(Front-end source files)
-------

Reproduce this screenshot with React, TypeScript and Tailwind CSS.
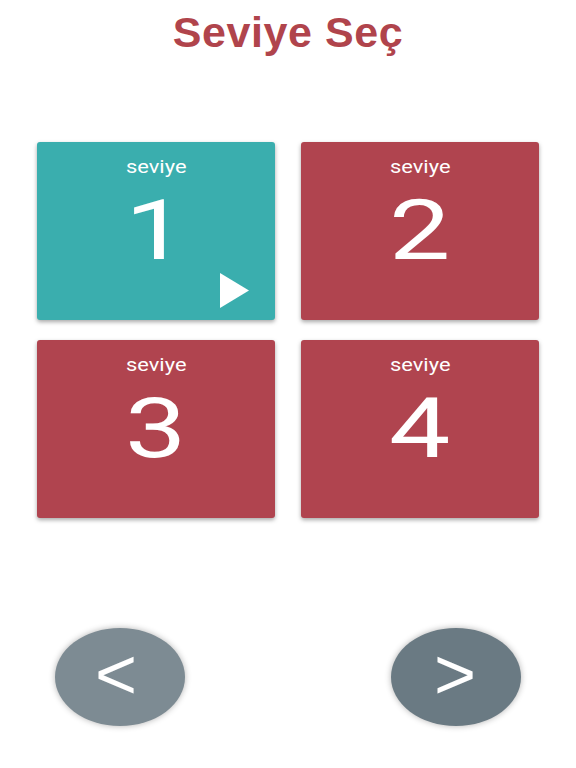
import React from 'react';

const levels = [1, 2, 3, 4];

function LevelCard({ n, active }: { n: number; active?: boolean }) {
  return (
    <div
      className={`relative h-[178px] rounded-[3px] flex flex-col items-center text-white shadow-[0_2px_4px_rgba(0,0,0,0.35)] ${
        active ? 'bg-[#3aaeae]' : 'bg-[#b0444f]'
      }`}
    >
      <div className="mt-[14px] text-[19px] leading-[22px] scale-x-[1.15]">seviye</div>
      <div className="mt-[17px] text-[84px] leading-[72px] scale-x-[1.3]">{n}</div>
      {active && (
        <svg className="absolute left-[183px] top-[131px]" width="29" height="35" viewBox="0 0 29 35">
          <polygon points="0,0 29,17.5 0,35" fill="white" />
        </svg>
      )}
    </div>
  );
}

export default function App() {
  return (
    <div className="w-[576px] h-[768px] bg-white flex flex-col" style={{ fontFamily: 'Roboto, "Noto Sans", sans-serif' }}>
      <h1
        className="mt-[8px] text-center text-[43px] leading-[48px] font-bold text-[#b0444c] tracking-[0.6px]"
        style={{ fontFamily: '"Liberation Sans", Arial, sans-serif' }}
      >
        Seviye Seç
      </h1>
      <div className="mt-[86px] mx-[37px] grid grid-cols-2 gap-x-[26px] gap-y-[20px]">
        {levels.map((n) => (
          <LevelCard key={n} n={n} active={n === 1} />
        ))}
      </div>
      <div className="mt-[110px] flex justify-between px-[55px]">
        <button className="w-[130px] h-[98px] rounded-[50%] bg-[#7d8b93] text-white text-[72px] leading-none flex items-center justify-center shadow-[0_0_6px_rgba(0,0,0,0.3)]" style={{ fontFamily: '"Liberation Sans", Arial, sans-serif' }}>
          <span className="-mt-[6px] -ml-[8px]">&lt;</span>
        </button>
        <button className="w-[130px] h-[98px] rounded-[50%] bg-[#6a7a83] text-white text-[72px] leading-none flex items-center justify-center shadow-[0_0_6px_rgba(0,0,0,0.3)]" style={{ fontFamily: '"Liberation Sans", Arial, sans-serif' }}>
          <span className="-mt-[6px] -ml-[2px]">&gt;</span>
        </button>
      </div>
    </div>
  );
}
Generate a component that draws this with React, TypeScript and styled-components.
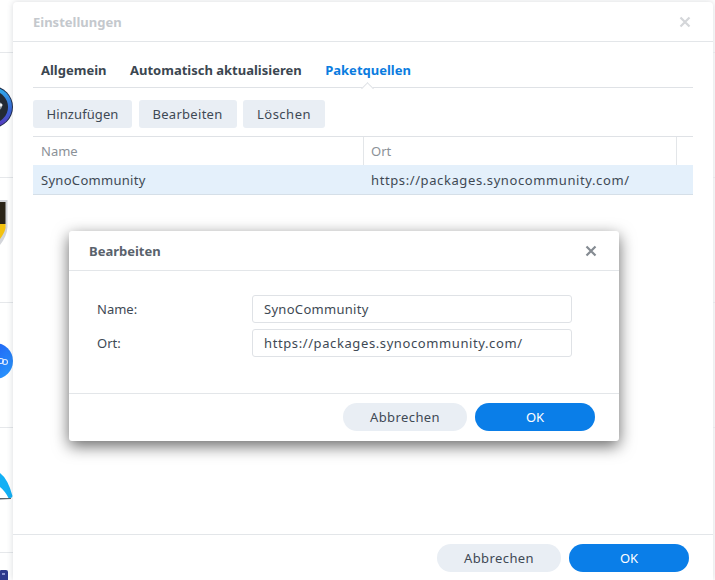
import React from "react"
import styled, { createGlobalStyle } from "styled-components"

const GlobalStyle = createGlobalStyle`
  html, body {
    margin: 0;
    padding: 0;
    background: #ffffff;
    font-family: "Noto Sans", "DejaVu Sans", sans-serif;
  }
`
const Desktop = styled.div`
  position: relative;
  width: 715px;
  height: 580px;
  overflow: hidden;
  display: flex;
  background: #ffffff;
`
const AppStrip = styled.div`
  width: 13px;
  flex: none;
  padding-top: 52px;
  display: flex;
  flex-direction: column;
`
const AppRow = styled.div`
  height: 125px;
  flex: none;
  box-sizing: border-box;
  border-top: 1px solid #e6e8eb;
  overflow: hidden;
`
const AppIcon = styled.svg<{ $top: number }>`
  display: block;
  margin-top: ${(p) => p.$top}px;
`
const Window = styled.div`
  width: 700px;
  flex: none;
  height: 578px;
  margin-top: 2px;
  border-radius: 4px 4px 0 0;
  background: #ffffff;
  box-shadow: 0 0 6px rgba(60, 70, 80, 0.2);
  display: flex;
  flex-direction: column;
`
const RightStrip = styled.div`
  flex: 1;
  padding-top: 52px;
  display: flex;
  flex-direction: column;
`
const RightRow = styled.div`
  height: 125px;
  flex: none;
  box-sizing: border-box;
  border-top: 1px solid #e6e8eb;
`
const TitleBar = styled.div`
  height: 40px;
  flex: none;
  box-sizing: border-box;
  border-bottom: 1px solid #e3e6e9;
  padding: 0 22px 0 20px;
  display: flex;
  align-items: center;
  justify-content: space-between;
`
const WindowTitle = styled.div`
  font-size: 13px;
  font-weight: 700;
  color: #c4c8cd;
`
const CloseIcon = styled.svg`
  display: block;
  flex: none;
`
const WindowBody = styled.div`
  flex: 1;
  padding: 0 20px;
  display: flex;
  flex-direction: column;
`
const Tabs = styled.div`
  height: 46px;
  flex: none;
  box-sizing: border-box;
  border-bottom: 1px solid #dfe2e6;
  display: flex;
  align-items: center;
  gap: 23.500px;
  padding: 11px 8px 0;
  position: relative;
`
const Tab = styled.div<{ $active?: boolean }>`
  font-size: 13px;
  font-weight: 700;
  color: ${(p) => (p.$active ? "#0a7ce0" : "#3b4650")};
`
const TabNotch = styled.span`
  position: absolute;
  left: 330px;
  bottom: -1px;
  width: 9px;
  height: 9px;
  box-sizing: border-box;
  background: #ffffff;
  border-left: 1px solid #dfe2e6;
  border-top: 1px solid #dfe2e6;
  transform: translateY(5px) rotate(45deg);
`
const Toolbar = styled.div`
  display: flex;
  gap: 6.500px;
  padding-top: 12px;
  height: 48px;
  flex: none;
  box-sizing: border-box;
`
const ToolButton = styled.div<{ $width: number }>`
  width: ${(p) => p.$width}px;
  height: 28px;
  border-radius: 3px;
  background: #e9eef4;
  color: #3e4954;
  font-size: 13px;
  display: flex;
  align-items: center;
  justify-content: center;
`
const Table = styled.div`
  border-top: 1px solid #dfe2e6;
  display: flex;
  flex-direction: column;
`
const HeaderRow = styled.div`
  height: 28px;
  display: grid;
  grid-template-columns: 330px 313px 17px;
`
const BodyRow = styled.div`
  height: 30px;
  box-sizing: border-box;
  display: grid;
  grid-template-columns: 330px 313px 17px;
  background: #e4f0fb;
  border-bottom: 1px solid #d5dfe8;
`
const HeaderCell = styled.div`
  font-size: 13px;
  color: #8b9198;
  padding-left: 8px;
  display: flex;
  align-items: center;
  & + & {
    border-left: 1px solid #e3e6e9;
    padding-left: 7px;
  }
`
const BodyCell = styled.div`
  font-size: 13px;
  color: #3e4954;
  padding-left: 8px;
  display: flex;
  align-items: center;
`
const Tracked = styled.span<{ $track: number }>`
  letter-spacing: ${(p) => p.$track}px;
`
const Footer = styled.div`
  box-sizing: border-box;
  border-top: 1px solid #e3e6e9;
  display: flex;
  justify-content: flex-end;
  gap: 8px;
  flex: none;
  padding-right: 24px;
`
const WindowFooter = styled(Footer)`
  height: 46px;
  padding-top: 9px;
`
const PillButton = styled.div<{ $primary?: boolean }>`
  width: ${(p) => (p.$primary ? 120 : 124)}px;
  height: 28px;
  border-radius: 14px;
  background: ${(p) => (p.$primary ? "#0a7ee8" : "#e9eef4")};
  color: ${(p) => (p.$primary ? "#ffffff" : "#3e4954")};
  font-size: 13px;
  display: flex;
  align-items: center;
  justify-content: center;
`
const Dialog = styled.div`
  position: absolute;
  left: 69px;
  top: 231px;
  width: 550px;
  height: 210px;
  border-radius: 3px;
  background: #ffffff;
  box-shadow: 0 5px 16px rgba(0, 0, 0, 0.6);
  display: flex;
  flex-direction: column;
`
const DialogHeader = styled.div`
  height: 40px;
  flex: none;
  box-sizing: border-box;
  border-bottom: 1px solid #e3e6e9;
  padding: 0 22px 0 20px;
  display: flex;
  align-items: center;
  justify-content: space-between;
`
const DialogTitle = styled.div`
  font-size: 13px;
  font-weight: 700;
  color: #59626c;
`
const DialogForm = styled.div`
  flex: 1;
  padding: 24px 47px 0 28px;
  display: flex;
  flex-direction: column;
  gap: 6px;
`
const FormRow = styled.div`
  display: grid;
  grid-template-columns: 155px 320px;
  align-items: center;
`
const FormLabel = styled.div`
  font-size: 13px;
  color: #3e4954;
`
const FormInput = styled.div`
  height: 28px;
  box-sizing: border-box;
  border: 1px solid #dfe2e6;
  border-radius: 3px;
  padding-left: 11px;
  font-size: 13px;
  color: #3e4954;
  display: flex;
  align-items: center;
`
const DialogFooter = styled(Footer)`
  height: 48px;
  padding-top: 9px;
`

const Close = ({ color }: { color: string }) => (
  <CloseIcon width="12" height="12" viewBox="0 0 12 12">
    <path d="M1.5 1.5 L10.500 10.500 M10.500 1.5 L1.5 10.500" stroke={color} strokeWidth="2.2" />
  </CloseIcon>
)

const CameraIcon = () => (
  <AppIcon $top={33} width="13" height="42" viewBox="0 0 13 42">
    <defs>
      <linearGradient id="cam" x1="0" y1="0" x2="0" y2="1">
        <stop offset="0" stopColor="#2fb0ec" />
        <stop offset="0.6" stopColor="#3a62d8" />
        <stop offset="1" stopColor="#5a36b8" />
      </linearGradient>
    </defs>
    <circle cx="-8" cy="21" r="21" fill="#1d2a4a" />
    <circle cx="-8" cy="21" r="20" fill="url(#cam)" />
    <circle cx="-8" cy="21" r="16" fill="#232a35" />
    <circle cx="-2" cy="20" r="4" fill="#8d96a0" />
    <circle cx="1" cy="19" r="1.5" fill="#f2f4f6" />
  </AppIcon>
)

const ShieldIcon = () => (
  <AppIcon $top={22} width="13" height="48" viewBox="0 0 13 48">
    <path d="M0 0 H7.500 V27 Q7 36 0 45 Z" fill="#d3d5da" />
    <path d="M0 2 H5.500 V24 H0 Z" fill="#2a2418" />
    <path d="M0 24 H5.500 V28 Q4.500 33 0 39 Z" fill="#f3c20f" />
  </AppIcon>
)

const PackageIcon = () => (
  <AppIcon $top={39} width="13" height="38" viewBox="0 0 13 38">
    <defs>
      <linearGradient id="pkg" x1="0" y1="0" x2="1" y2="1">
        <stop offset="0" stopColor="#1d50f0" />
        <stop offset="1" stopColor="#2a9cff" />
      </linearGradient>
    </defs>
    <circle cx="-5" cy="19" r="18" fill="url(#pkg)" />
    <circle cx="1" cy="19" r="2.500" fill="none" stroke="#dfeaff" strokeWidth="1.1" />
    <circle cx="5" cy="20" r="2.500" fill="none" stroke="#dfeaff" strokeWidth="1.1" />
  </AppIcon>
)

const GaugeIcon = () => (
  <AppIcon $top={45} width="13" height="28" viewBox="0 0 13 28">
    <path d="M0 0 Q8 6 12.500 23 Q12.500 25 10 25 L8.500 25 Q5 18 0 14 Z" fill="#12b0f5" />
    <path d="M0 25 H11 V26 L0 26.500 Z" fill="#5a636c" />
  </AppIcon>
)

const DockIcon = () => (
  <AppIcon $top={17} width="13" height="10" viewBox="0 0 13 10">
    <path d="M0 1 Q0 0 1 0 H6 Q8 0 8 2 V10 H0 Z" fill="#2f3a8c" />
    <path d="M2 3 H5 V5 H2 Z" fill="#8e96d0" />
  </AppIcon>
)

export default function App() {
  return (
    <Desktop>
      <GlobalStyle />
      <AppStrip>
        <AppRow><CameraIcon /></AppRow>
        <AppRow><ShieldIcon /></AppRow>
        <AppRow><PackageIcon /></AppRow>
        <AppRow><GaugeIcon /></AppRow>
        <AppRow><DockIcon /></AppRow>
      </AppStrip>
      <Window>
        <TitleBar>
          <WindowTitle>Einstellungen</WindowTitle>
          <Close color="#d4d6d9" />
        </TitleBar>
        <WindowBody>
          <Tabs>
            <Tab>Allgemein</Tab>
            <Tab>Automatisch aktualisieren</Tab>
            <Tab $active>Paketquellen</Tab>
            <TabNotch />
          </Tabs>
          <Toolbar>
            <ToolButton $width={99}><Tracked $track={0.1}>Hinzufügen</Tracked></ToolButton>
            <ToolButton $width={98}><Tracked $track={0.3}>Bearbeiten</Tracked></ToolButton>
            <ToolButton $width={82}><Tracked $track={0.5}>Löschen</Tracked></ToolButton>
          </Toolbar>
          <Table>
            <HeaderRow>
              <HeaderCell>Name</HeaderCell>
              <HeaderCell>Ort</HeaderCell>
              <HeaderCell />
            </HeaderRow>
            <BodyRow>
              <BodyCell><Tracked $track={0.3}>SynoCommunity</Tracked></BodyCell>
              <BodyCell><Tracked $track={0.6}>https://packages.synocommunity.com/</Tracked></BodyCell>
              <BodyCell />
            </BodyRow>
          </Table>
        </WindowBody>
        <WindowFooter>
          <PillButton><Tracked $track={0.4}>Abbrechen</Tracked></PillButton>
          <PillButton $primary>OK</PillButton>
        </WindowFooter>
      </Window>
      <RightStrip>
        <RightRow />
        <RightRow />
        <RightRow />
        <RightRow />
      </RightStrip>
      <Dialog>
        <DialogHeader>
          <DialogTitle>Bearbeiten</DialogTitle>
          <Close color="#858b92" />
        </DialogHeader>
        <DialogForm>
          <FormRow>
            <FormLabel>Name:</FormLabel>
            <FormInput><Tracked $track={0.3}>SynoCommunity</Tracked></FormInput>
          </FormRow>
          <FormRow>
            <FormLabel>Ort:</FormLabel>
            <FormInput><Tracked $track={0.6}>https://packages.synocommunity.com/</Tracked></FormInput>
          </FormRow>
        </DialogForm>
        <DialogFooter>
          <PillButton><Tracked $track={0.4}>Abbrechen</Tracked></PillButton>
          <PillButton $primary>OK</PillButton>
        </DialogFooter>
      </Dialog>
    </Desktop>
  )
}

-------

**TASK PROMPT**
Set down again, exactly, the lines of the material above from its first line to the one with "const levels = [1, 2, 3, 4];", inclusive. Leave the pictures out.

**THE RESULT**
Reproduce this screenshot with React, TypeScript and Tailwind CSS.
import React from 'react';

const levels = [1, 2, 3, 4];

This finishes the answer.